The poll of 715 Israeli Arabs released Thursday found that 80% blame the Jews for the Nakba, or “catastrophe,” of the expulsion of most (over 700,000) of the Palestinians from Israel during the 1948 war. It also found that 38% participate in events marking the Nakba.

Smooha, who has been monitoring attitudes among Israeli Arabs for more than 30 years, told The Media line that there has been a steady erosion of faith in Israel’s democracy over the years.

Still, it found that the Israeli Arab public-at-large was less extremist than its leadership, he said.

“Their leaders reject Israel as a Jewish democratic state, whereas our studies over the years have found that the Arab public say that while they prefer a bi-national state, they are reconciled with reality and say they have to deal with it,” Smooha explained.

Extremism was not absent from the survey. Nineteen percent of Israeli Arabs denied Israel’s right to exist, as opposed to 11% who expressed a similar view in 2003. Fifty-seven percent of Israeli Arabs said that they would support a referendum that defined Israel as a “Jewish, democratic state that promised full civil rights to Arabs,” compared to the 70.9% who said they would support such a referendum in 2006.

“This poll confirms the continued trend of the hardening of Arab attitudes and the worsening of Arab Jewish relations, but also shows that there is a lot of pragmatism among the Arabs and the framework for Arab-Jewish relations is still in existence and still solid,” Smooha said.

He defined the framework as the acceptance of the state of Israel and the Palestinian state alongside.

Ali Haider, co-director of Sikkuy, an organization pushing for civic equality in Israel, was more skeptical. He said it was important to have surveys to examine trends, but he disliked terms like “co-existence,” “pragmatism” and “alienation.”

“We talk about equality and shared public space and respect of identities,” Haider told The Media Line. “The Palestinian minority in Israel from 2000 until now feels some kind of frustration from the government and Jewish society, especially after the last election,” which highlighted a right-wing agenda.

“Israeli Arabs feel that the government in Israel is working against them. Current trends reflect to the Arabs that they are not welcomed and their citizenship is threatened,” Haider said.

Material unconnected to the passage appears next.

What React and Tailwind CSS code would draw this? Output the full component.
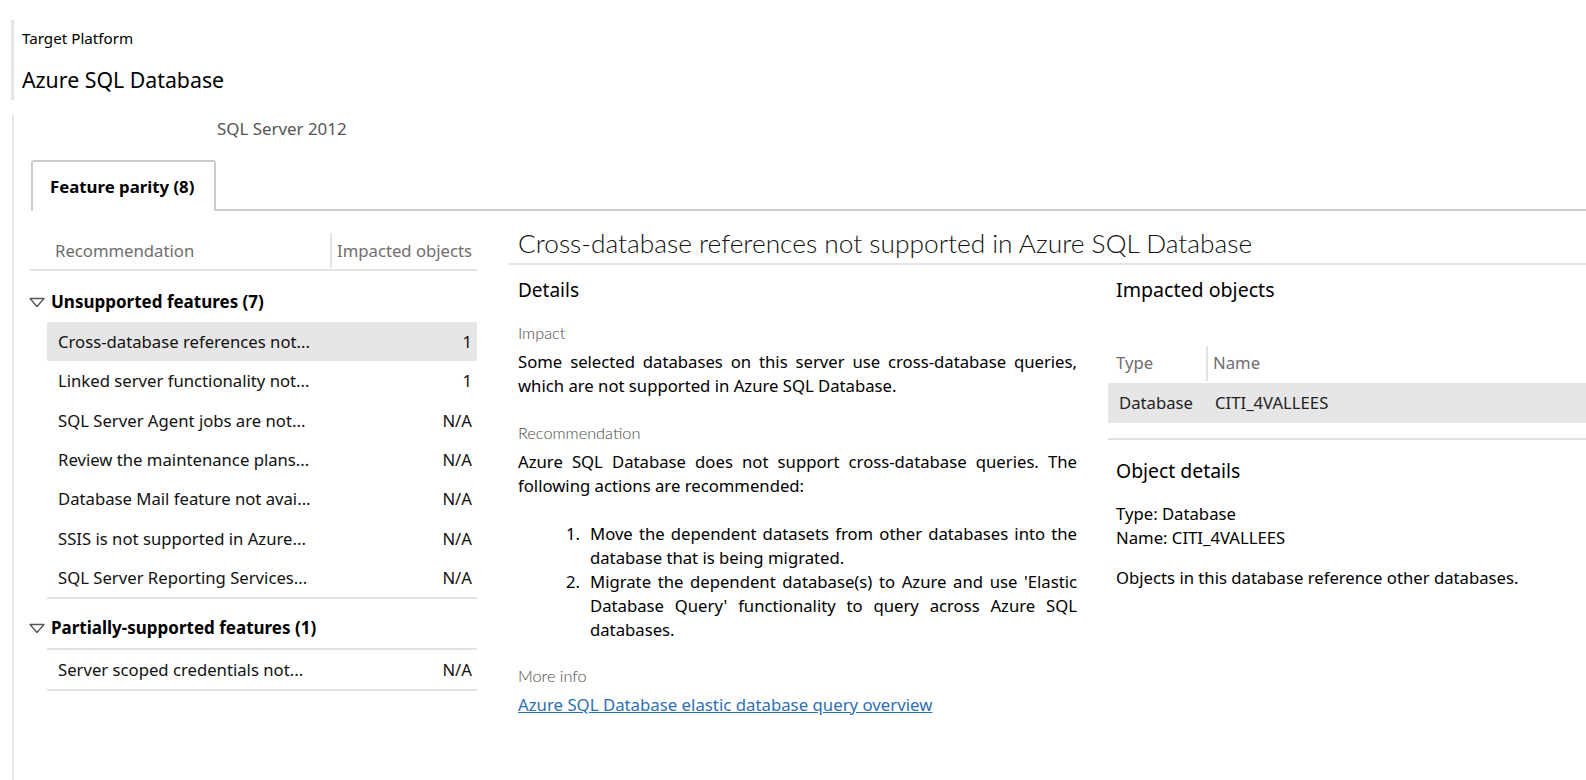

He was referring to the so-called “Nakba Law” which imposes financial damages on any state-funded institution sponsoring a Nakba-related event; imposed civil service; incitement against Arab leadership; and increasing racism by right-wing Israeli leaders.

“I don’t know to which national group we are patriotic, but we want to be citizens of Israel; but on the other hand, we want to keep our Palestinian identity and feel part of the Palestinian people and also citizens of Israel,” Haider said.

“This combination is very complicated. I think that identity is not something static. This is dynamic and people can have at the same time more than one identity and this is the issue.”